In the end, I also wasn't terribly swept away with the idea of "the realms" and the magical things taking place. Intrigued, perhaps, but never really convinced that they would be fantastic. In addition, I found most everything to be quite predictable, so I wasn't surprised by any betrayal, death, or revelations of character. And here's an incredibly petty criticism, but I was surprised when I discovered that Libba Bray herself is a redhead, as Gemma is not a convincing one. She lacks the spark of personality and there was a complete lack of a reaction from surrounding characters to this fact (and surely at the time, there would be something snide about Ireland or Scotland mentioned to Gemma once she reached Spence, and in India it would have been even rarer and comment-inducing). A bigger deal was the fact that she has her mother's green eyes. Alas.

What I did appreciate, I suppose, were the great pains taken to suggest that we're all flawed and no one is perfect. There was also a good emphasis on how there were very limited options for girls in Victorian times (even if everything didn't quite feel accurate enough).
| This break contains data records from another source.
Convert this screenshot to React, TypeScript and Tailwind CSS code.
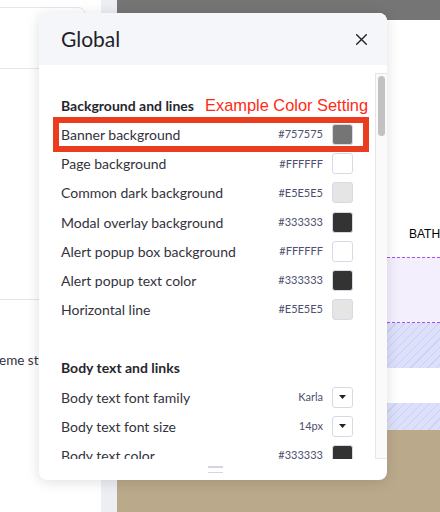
import React from "react";

type Row = { label: string; value: string; kind: "color" | "select"; color?: string };

const section1: Row[] = [
  { label: "Banner background", value: "#757575", kind: "color", color: "#757575" },
  { label: "Page background", value: "#FFFFFF", kind: "color", color: "#FFFFFF" },
  { label: "Common dark background", value: "#E5E5E5", kind: "color", color: "#E5E5E5" },
  { label: "Modal overlay background", value: "#333333", kind: "color", color: "#333333" },
  { label: "Alert popup box background", value: "#FFFFFF", kind: "color", color: "#FFFFFF" },
  { label: "Alert popup text color", value: "#333333", kind: "color", color: "#333333" },
  { label: "Horizontal line", value: "#E5E5E5", kind: "color", color: "#E5E5E5" },
];

const section2: Row[] = [
  { label: "Body text font family", value: "Karla", kind: "select" },
  { label: "Body text font size", value: "14px", kind: "select" },
  { label: "Body text color", value: "#333333", kind: "color", color: "#333333" },
];

function SettingRow({ row }: { row: Row }) {
  return (
    <div className="h-[29.2px] flex items-center justify-between">
      <span className="text-[14px] text-[#33333d] whitespace-nowrap">{row.label}</span>
      <div className="flex items-center gap-[9px]">
        <span className="text-[11px] text-[#4d5070] whitespace-nowrap">{row.value}</span>
        {row.kind === "color" ? (
          <div
            className="w-[21px] h-[21px] rounded-[3px] border border-[#d8d9e4]"
            style={{ backgroundColor: row.color }}
          />
        ) : (
          <div className="w-[21px] h-[21px] rounded-[3px] border border-[#d8d9e4] bg-white flex items-center justify-center">
            <svg width="7" height="4" viewBox="0 0 7 4">
              <path d="M0 0 L7 0 L3.5 4 Z" fill="#222" />
            </svg>
          </div>
        )}
      </div>
    </div>
  );
}

const hatch =
  "bg-[repeating-linear-gradient(135deg,#dde0fa_0px,#dde0fa_5px,#cbcff2_5px,#cbcff2_6px)]";

export default function App() {
  return (
    <div className="relative w-[440px] h-[512px] overflow-hidden bg-white font-['Lato',sans-serif]">
      <div className="flex h-full">
        {/* left panel */}
        <div className="w-[101px] shrink-0 bg-white overflow-hidden">
          <div className="mt-[7px] -ml-[12px] w-[98px] h-[62px] rounded-[8px] border border-[#e6e7ee]" />
          <div className="mt-[230px] border-t border-[#e3e4ea]" />
          <div className="mt-[50px] -ml-[1px] h-[20px] flex items-center text-[13.5px] text-[#33333d] whitespace-nowrap">
            eme styles
          </div>
        </div>
        {/* gutter */}
        <div className="w-[16px] shrink-0 bg-[#eceef3]" />
        {/* preview */}
        <div className="flex-1 flex flex-col overflow-hidden">
          <div className="h-[20px] shrink-0 bg-[#757575]" />
          <div className="h-[237px] shrink-0 bg-white pt-[205px] pl-[292px] whitespace-nowrap text-[12px] text-black font-['Liberation_Sans',sans-serif]">
            BATHROOM
          </div>
          <div className="h-[66px] shrink-0 bg-[#f4effc] border-y border-dashed border-[#a452ef]" />
          <div className={`h-[45px] shrink-0 ${hatch}`} />
          <div className="h-[35px] shrink-0 bg-white" />
          <div className={`h-[27px] shrink-0 ${hatch}`} />
          <div className="flex-1 bg-[#bba98b]" />
        </div>
      </div>

      {/* modal */}
      <div className="absolute left-[39px] top-[13px] w-[348px] h-[467px] rounded-[8px] bg-white shadow-[0_2px_14px_rgba(0,0,0,0.13)] overflow-hidden flex flex-col">
        <div className="h-[52px] shrink-0 bg-[#f5f6fa] flex items-center justify-between pl-[22px] pr-[20px]">
          <span className="text-[21px] text-[#1f1f29]">Global</span>
          <svg width="11" height="11" viewBox="0 0 11 11">
            <path d="M0.7 0.7 L10.3 10.3 M10.3 0.7 L0.7 10.3" stroke="#222" strokeWidth="1.4" strokeLinecap="round" />
          </svg>
        </div>
        <div className="relative h-[394px] shrink-0 overflow-hidden">
          <div className="pt-[25px] pl-[22px] pr-[34px]">
            <div className="h-[30px] flex items-center">
              <span className="text-[14px] font-bold text-[#26262f]">Background and lines</span>
            </div>
            {section1.map((r) => (
              <SettingRow key={r.label} row={r} />
            ))}
            <div className="mt-[29px] h-[29.2px] flex items-center">
              <span className="text-[14px] font-bold text-[#26262f]">Body text and links</span>
            </div>
            {section2.map((r) => (
              <SettingRow key={r.label} row={r} />
            ))}
          </div>
          {/* annotation */}
          <div className="absolute left-[166px] top-[28px] h-[24px] flex items-center text-[16.4px] text-[#ff2a14] font-['Liberation_Sans',sans-serif] whitespace-nowrap">
            Example Color Setting
          </div>
          <div className="absolute left-[14px] top-[52px] w-[316px] h-[35px] border-[6px] border-[#ea3c1f]" />
          {/* scrollbar */}
          <div className="absolute right-0 top-[8px] bottom-0 w-[12px] bg-[#fafafa] border-l border-t border-b border-[#e6e6e6]">
            <div className="ml-[1.5px] mt-[2px] w-[7px] h-[60px] rounded-full bg-[#c2c2c2]" />
          </div>
        </div>
        <div className="flex-1 flex flex-col items-center justify-center gap-[4px] pl-[5px]">
          <div className="w-[15px] h-[1.5px] bg-[#d3d5e2]" />
          <div className="w-[15px] h-[1.5px] bg-[#d3d5e2]" />
        </div>
      </div>
    </div>
  );
}
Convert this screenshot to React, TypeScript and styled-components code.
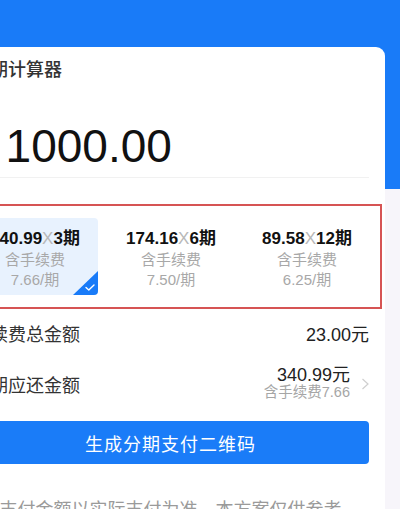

And perhaps another benefit might be that the adolescent girls reading this might end up reading real Gothic literature as a result, and fingers crossed that they won't stop reading when they realize they won't be getting the same kind of steamy scenes and blunt, modern language in the older stuff.

So... will I be reading the rest of the trilogy? Normally, you'd assume that a reviewer with these opinions would say no, but then you have to remember that I have trouble letting go of things. And when it's so easy to read young adult novels quickly, I find it hard to justify the abandonment of them. In the end, I'll let my pocketbook make the call. If I end up finding them at a used bookstore or on super sale, then I'll continue, but I will not be paying market price, even for a fellow redhead.